Dokumen ini juga mengulas setiap pokok-pokok pengaturan yang terbagi dalam empat kluster yang sebelumnya sudah disampaikan oleh Kementerian Keuangan. Keempatnya adalah meningkatkan daya tarik Indonesia sebagai negara tujuan investasi, meningkatkan keadilan dan kesetaraan berusaha, meningkatkan kualitas sumber daya manusia, dan mendorong kepatuhan pajak sukarela.
Tiap pokok pengaturan dibahas secara padat, mendalam, dan ringkas. Mulai dari penurunan tarif hingga relaksasi pengkreditan PPN. Dari rezim baru pemajakan dividen hingga penambahan barang kena cukai. Pro-kontra setiap pokok pengaturan dibahas secara teoritis dan empiris yang dirangkum berdasarkan lebih dari 100 literatur.
Sebagai contoh, terkait dengan penurunan tarif PPh Badan. Walau rentan dengan perdebatan, “… Tekanan tren penurunan tarif PPh Badan mau tidak mau mendorong Indonesia untuk secara gradual dan terukur mengikuti langkah tersebut sebagai cara signalling bahwa Indonesia memiliki intensi untuk berdaya saing di tataran global,” demikian nukilan dari Policy Note tersebut.

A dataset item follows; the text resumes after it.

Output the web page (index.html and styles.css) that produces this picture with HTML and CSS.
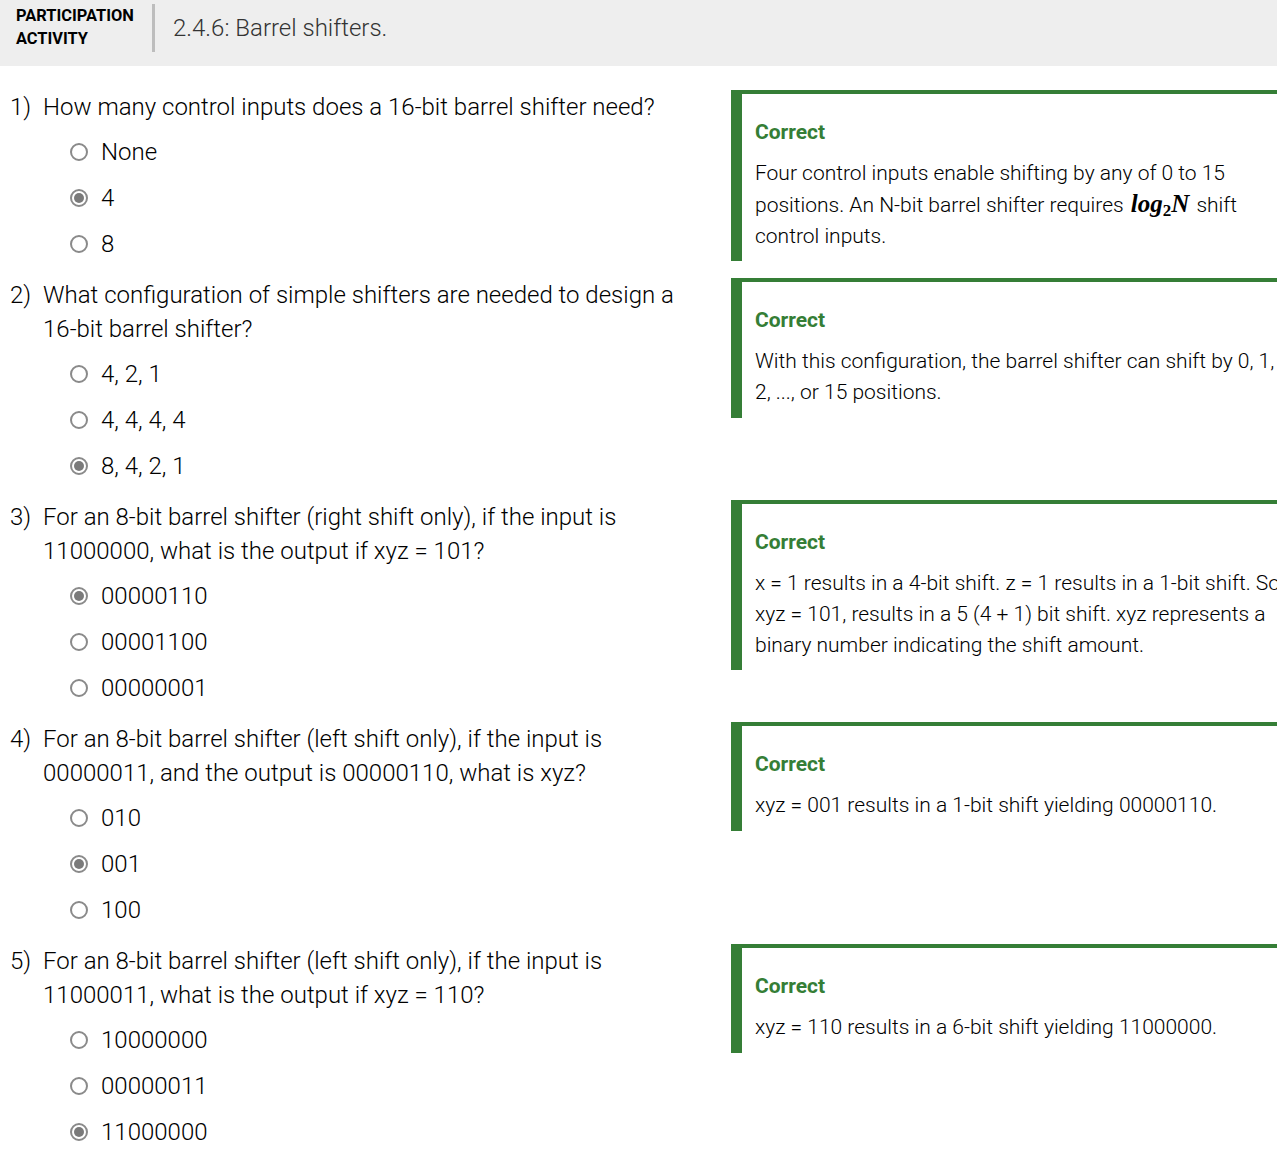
FILE: index.html
```html
<!DOCTYPE html>
<html lang="en">
<head>
<meta charset="utf-8">
<title>2.4.6: Barrel shifters.</title>
<link rel="stylesheet" href="styles.css">
</head>
<body>
<header class="activity-header">
  <div class="activity-label">PARTICIPATION<br>ACTIVITY</div>
  <div class="divider"></div>
  <h1 class="activity-title">2.4.6: Barrel shifters.</h1>
</header>

<main class="questions">
  <section class="question-row">
    <div class="question">
      <div class="q-text"><span class="q-num">1)</span><span class="q-body">How many control inputs does a 16-bit barrel shifter need?</span></div>
      <ul class="options">
        <li class="option"><span class="radio"></span>None</li>
        <li class="option"><span class="radio checked"></span>4</li>
        <li class="option"><span class="radio"></span>8</li>
      </ul>
    </div>
    <div class="feedback">
      <div class="fb-title">Correct</div>
      <div class="fb-text">Four control inputs enable shifting by any of 0 to 15 positions. An N-bit barrel shifter requires <span class="math">log<sub>2</sub>N</span> shift control inputs.</div>
    </div>
  </section>

  <section class="question-row">
    <div class="question">
      <div class="q-text"><span class="q-num">2)</span><span class="q-body">What configuration of simple shifters are needed to design a 16-bit barrel shifter?</span></div>
      <ul class="options">
        <li class="option"><span class="radio"></span>4, 2, 1</li>
        <li class="option"><span class="radio"></span>4, 4, 4, 4</li>
        <li class="option"><span class="radio checked"></span>8, 4, 2, 1</li>
      </ul>
    </div>
    <div class="feedback">
      <div class="fb-title">Correct</div>
      <div class="fb-text">With this configuration, the barrel shifter can shift by 0, 1, 2, ..., or 15 positions.</div>
    </div>
  </section>

  <section class="question-row">
    <div class="question">
      <div class="q-text"><span class="q-num">3)</span><span class="q-body">For an 8-bit barrel shifter (right shift only), if the input is 11000000, what is the output if xyz = 101?</span></div>
      <ul class="options">
        <li class="option"><span class="radio checked"></span>00000110</li>
        <li class="option"><span class="radio"></span>00001100</li>
        <li class="option"><span class="radio"></span>00000001</li>
      </ul>
    </div>
    <div class="feedback">
      <div class="fb-title">Correct</div>
      <div class="fb-text">x = 1 results in a 4-bit shift. z = 1 results in a 1-bit shift. So xyz = 101, results in a 5 (4 + 1) bit shift. xyz represents a binary number indicating the shift amount.</div>
    </div>
  </section>

  <section class="question-row">
    <div class="question">
      <div class="q-text"><span class="q-num">4)</span><span class="q-body">For an 8-bit barrel shifter (left shift only), if the input is 00000011, and the output is 00000110, what is xyz?</span></div>
      <ul class="options">
        <li class="option"><span class="radio"></span>010</li>
        <li class="option"><span class="radio checked"></span>001</li>
        <li class="option"><span class="radio"></span>100</li>
      </ul>
    </div>
    <div class="feedback">
      <div class="fb-title">Correct</div>
      <div class="fb-text">xyz = 001 results in a 1-bit shift yielding 00000110.</div>
    </div>
  </section>

  <section class="question-row">
    <div class="question">
      <div class="q-text"><span class="q-num">5)</span><span class="q-body">For an 8-bit barrel shifter (left shift only), if the input is 11000011, what is the output if xyz = 110?</span></div>
      <ul class="options">
        <li class="option"><span class="radio"></span>10000000</li>
        <li class="option"><span class="radio"></span>00000011</li>
        <li class="option"><span class="radio checked"></span>11000000</li>
      </ul>
    </div>
    <div class="feedback">
      <div class="fb-title">Correct</div>
      <div class="fb-text">xyz = 110 results in a 6-bit shift yielding 11000000.</div>
    </div>
  </section>
</main>
</body>
</html>
```

FILE: styles.css
```css
html, body {
  overflow-x: hidden;
}
body {
  margin: 0;
  font-family: Roboto, "Liberation Sans", Arial, sans-serif;
  color: #000;
  background: #fff;
}

.activity-header {
  display: flex;
  align-items: flex-start;
  height: 66px;
  background: #eeeeee;
  box-sizing: border-box;
  padding: 4px 0 0 16px;
}
.activity-label {
  font-size: 16.4px;
  font-weight: 700;
  line-height: 23px;
  color: #000;
  width: 136px;
}
.divider {
  width: 3px;
  height: 48px;
  background: #bdbdbd;
}
.activity-title {
  margin: 0 0 0 18px;
  font-size: 24px;
  font-weight: 300;
  line-height: 48px;
  color: #333;
}

.questions {
  padding-top: 24px;
}
.question-row {
  display: grid;
  grid-template-columns: 731px 580px;
  align-items: start;
  margin-bottom: 11px;
}
.question {
  padding-left: 10px;
  padding-right: 40px;
}
.q-text {
  display: flex;
  font-size: 24px;
  font-weight: 300;
  line-height: 34px;
}
.q-num {
  width: 33px;
  flex: none;
}
.options {
  list-style: none;
  margin: 5px 0 0 0;
  padding: 0 0 0 60px;
}
.option {
  display: flex;
  align-items: center;
  height: 46px;
  font-size: 24px;
  font-weight: 300;
}
.radio {
  box-sizing: border-box;
  width: 18px;
  height: 18px;
  border: 2px solid #8a8a8a;
  border-radius: 50%;
  margin-right: 13px;
  position: relative;
  flex: none;
}
.radio.checked::after {
  content: "";
  position: absolute;
  left: 2px;
  top: 2px;
  width: 10px;
  height: 10px;
  border-radius: 50%;
  background: #7a7a7a;
}

.feedback {
  border-top: 4px solid #357e36;
  border-left: 11px solid #357e36;
  padding: 24px 16px 10px 13px;
}
.fb-title {
  font-size: 21px;
  font-weight: 700;
  color: #357e36;
  line-height: 28px;
}
.fb-text {
  margin-top: 12px;
  font-size: 21px;
  font-weight: 300;
  line-height: 30.8px;
  color: #000;
}
.math {
  font-family: "Liberation Serif", "DejaVu Serif", serif;
  font-style: italic;
  font-size: 25px;
  font-weight: 700;
  margin: 0 2px;
}
.math sub {
  font-style: normal;
  font-size: 17px;
  vertical-align: -4px;
  line-height: 0;
}
```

DDTC Fiscal Research juga turut menggarisbawahi perlunya segera mempersiapkan peraturan teknis lanjutan dari omnibus law perpajakan untuk menjamin implementasi yang berkepastian hukum. Misalkan, ‘rambu-rambu’ mengenai syarat investasi dalam negeri ataupun rumusan bagi pemajakan atas Perdagangan Melalui Sistem Elektronik (PMSE).

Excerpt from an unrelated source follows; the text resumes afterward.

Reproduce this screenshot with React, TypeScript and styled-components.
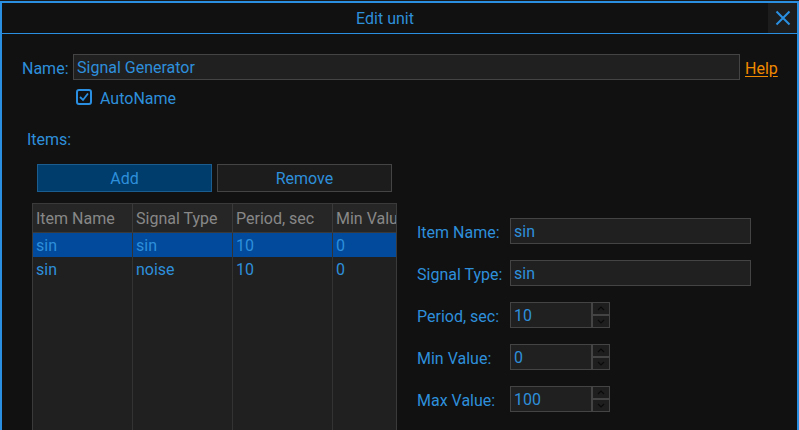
import React from "react";
import styled, { createGlobalStyle } from "styled-components";

const Global = createGlobalStyle`
  html, body { margin: 0; padding: 0; background: #1a1a1a; overflow: hidden; }
  body { font-family: Roboto, "Liberation Sans", sans-serif; }
`;

const BLUE = "#2e8fdb";

const Page = styled.div`
  width: 799px;
  height: 430px;
  padding-top: 1px;
  box-sizing: border-box;
  background: #1a1a1a;
  overflow: hidden;
`;

const Dialog = styled.div`
  width: 799px;
  height: 440px;
  box-sizing: border-box;
  border: 2px solid #2a8fe0;
  border-bottom: none;
  background: #111111;
  display: flex;
  flex-direction: column;
`;

const TitleBar = styled.div`
  height: 31px;
  flex: none;
  box-sizing: border-box;
  border-bottom: 1px solid #2a8fe0;
  display: flex;
  align-items: stretch;
  overflow: hidden;
`;

const Title = styled.div`
  flex: 1;
  box-sizing: border-box;
  text-align: center;
  padding-top: 1px;
  line-height: 29px;
  font-size: 16px;
  color: ${BLUE};
`;

const CloseButton = styled.div`
  width: 29px;
  background: #1d1d1d;
  display: flex;
  align-items: center;
  justify-content: center;
`;

const Content = styled.div`
  display: flex;
  flex-direction: column;
  padding: 20px 0 0 20px;
`;

const NameRow = styled.div`
  display: flex;
  align-items: center;
  height: 26px;
`;

const Label = styled.span<{ $w?: number }>`
  color: ${BLUE};
  font-size: 16px;
  padding-top: 2px;
  ${(p) => (p.$w ? `width: ${p.$w}px; flex: none;` : "")}
`;

const NameLabel = styled(Label)`
  width: 51px;
  flex: none;
`;

const TextBox = styled.div<{ $w: number }>`
  width: ${(p) => p.$w}px;
  height: 26px;
  box-sizing: border-box;
  border: 1px solid #444;
  background: #202020;
  color: ${BLUE};
  font-size: 16px;
  line-height: 26px;
  padding-left: 3px;
  flex: none;
`;

const HelpLink = styled.a`
  color: #f08a00;
  font-size: 16px;
  text-decoration: underline;
  text-underline-offset: 2px;
  margin-left: 5px;
  padding-top: 2px;
`;

const CheckRow = styled.div`
  display: flex;
  align-items: center;
  margin: 9px 0 0 54px;
  gap: 8px;
  height: 16px;
`;

const ItemsLabel = styled(Label)`
  margin: 24px 0 0 5px;
  line-height: 18px;
`;

const ButtonRow = styled.div`
  display: flex;
  gap: 5px;
  margin: 15px 0 0 15px;
`;

const Button = styled.div<{ $primary?: boolean }>`
  width: 175px;
  height: 28px;
  box-sizing: border-box;
  border: 1px solid ${(p) => (p.$primary ? "#1c5d8f" : "#444")};
  background: ${(p) => (p.$primary ? "#003c6c" : "#1c1c1c")};
  color: ${BLUE};
  font-size: 16px;
  display: flex;
  align-items: center;
  justify-content: center;
  padding-top: 1px;
`;

const Lower = styled.div`
  display: flex;
  margin: 11px 0 0 10px;
  gap: 20px;
`;

const Table = styled.div`
  width: 365px;
  height: 260px;
  box-sizing: border-box;
  border: 1px solid #3a3a3a;
  background: #202020;
  display: grid;
  grid-template-columns: 100px 100px 100px 63px;
  grid-template-rows: 29px 24px 24px 1fr;
  overflow: hidden;
  flex: none;
`;

const HeadCell = styled.div<{ $last?: boolean }>`
  background: #262626;
  border-right: ${(p) => (p.$last ? "none" : "1px solid #3a3a3a")};
  border-bottom: 1px solid #3a3a3a;
  color: #888;
  font-size: 16px;
  line-height: 30px;
  padding-left: 3px;
  white-space: nowrap;
  overflow: hidden;
`;

const Cell = styled.div<{ $sel?: boolean; $last?: boolean }>`
  background: ${(p) => (p.$sel ? "#014a9c" : "transparent")};
  border-right: ${(p) => (p.$last ? "none" : "1px solid #333")};
  color: ${BLUE};
  font-size: 16px;
  line-height: 26px;
  padding-left: 3px;
  white-space: nowrap;
  overflow: hidden;
`;

const Form = styled.div`
  display: flex;
  flex-direction: column;
  gap: 16px;
  padding-top: 15px;
`;

const FormRow = styled.div`
  display: flex;
  align-items: center;
  height: 26px;
`;

const Spin = styled.div`
  display: flex;
`;

const SpinButtons = styled.div`
  display: flex;
  flex-direction: column;
  height: 26px;
`;

const SpinButton = styled.div`
  width: 18px;
  height: 13px;
  box-sizing: border-box;
  border: 1px solid #444;
  background: #1e1e1e;
  display: flex;
  align-items: center;
  justify-content: center;
`;

const Chevron = ({ up }: { up?: boolean }) => (
  <svg width="8" height="5" viewBox="0 0 8 5">
    <path
      d={up ? "M1 4 L4 1 L7 4" : "M1 1 L4 4 L7 1"}
      fill="none"
      stroke="#0a0a0a"
      strokeWidth="1.2"
    />
  </svg>
);

const SpinBox = ({ value }: { value: string }) => (
  <Spin>
    <TextBox $w={82}>{value}</TextBox>
    <SpinButtons>
      <SpinButton>
        <Chevron up />
      </SpinButton>
      <SpinButton>
        <Chevron />
      </SpinButton>
    </SpinButtons>
  </Spin>
);

const rows = [
  ["sin", "sin", "10", "0"],
  ["sin", "noise", "10", "0"],
];

export default function App() {
  return (
    <Page>
      <Global />
      <Dialog>
        <TitleBar>
          <Title>Edit unit</Title>
          <CloseButton>
            <svg width="16" height="16" viewBox="0 0 16 16">
              <path d="M1.5 1.5 L14.5 14.5 M14.5 1.5 L1.5 14.5" stroke="#2a8fe0" strokeWidth="2" />
            </svg>
          </CloseButton>
        </TitleBar>
        <Content>
          <NameRow>
            <NameLabel>Name:</NameLabel>
            <TextBox $w={667}>Signal Generator</TextBox>
            <HelpLink>Help</HelpLink>
          </NameRow>
          <CheckRow>
            <svg width="16" height="16" viewBox="0 0 16 16">
              <rect x="1" y="1" width="14" height="14" rx="2" fill="none" stroke="#2a8fe0" strokeWidth="2" />
              <path d="M4 8 L7 11 L12 4.5" fill="none" stroke="#2a8fe0" strokeWidth="1.8" />
            </svg>
            <Label>AutoName</Label>
          </CheckRow>
          <ItemsLabel>Items:</ItemsLabel>
          <ButtonRow>
            <Button $primary>Add</Button>
            <Button>Remove</Button>
          </ButtonRow>
          <Lower>
            <Table>
              <HeadCell>Item Name</HeadCell>
              <HeadCell>Signal Type</HeadCell>
              <HeadCell>Period, sec</HeadCell>
              <HeadCell $last>Min Value</HeadCell>
              {rows.map((r, i) =>
                r.map((c, j) => (
                  <Cell key={`${i}-${j}`} $sel={i === 0} $last={j === 3}>
                    {c}
                  </Cell>
                ))
              )}
              <Cell />
              <Cell />
              <Cell />
              <Cell $last />
            </Table>
            <Form>
              <FormRow>
                <Label $w={93}>Item Name:</Label>
                <TextBox $w={241}>sin</TextBox>
              </FormRow>
              <FormRow>
                <Label $w={93}>Signal Type:</Label>
                <TextBox $w={241}>sin</TextBox>
              </FormRow>
              <FormRow>
                <Label $w={93}>Period, sec:</Label>
                <SpinBox value="10" />
              </FormRow>
              <FormRow>
                <Label $w={93}>Min Value:</Label>
                <SpinBox value="0" />
              </FormRow>
              <FormRow>
                <Label $w={93}>Max Value:</Label>
                <SpinBox value="100" />
              </FormRow>
            </Form>
          </Lower>
        </Content>
      </Dialog>
    </Page>
  );
}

Adapun sebagai penutup, Policy Note ini mengulas kebutuhan perluasan basis pajak yang efektif dan terukur seperti halnya telah tertera dalam Renstra Ditjen Pajak 2020-2024. Mitigasi risiko fiskal pun bisa dilakukan melalui desain kebijakan yang berlandaskan semangat Relaksasi-Partisipasi. Terakhir dan terpenting, keberhasilan efektivitas omnibus law perpajakan hanya dimungkinkan selama ada dukungan dari seluruh pemangku kepentingan.

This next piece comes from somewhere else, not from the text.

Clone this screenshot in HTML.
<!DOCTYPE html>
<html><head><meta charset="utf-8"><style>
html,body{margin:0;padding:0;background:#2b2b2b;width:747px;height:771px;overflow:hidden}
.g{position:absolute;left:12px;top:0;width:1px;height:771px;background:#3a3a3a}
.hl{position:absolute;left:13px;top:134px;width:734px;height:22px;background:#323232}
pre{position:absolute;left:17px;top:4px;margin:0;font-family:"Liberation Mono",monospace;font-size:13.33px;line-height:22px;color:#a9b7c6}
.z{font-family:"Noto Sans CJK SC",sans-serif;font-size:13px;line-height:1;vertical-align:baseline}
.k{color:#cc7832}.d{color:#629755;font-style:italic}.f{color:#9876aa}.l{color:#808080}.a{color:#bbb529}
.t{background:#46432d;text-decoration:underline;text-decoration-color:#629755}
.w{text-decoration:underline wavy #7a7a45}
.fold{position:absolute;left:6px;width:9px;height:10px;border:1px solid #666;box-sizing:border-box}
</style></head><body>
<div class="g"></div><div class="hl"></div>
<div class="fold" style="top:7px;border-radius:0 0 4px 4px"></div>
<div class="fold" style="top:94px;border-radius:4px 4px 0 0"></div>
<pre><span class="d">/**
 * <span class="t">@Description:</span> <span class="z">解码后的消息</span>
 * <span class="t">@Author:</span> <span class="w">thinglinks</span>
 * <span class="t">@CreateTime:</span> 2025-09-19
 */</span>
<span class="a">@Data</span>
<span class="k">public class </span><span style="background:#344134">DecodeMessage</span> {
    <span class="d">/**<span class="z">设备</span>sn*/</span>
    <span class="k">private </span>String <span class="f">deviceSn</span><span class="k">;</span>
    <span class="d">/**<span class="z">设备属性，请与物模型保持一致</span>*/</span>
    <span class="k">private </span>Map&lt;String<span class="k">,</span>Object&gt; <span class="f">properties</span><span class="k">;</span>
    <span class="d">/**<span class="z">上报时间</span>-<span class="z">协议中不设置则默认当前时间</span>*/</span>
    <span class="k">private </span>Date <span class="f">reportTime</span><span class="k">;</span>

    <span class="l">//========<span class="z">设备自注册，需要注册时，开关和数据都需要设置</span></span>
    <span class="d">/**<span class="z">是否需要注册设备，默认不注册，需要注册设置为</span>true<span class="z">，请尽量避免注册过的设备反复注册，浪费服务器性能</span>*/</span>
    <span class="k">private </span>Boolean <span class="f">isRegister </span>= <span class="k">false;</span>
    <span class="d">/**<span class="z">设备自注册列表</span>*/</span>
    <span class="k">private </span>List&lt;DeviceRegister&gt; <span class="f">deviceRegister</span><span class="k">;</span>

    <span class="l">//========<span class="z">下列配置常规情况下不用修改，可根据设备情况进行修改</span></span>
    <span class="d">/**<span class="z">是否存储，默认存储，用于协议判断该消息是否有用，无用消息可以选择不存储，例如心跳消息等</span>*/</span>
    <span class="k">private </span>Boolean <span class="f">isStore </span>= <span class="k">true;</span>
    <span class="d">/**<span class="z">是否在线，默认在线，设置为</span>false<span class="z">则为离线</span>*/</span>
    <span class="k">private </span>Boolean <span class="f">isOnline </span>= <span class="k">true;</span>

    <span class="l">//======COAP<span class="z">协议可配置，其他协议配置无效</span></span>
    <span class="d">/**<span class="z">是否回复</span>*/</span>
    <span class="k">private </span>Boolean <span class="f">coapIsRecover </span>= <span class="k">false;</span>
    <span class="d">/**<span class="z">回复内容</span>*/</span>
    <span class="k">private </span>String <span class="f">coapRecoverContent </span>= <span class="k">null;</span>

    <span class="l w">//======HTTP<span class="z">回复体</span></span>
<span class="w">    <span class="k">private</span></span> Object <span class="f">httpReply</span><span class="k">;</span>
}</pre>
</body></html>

Melalui Policy Note ini, DDTC Fiscal Research ingin membangun budaya diskusi yang konstruktif terhadap perumusan kebijakan perpajakan yang partisipatif dan berbobot. Harapannya agar terwujud omnibus law perpajakan yang ideal, berdaya guna bagi penguatan ekonomi kita, membawa sistem perpajakan Indonesia menjadi lebih baik lagi, dan tentunya harus bermanfaat bagi seluruh masyarakat Indonesia. Semoga terwujud Pajak Kuat Indonesia Maju.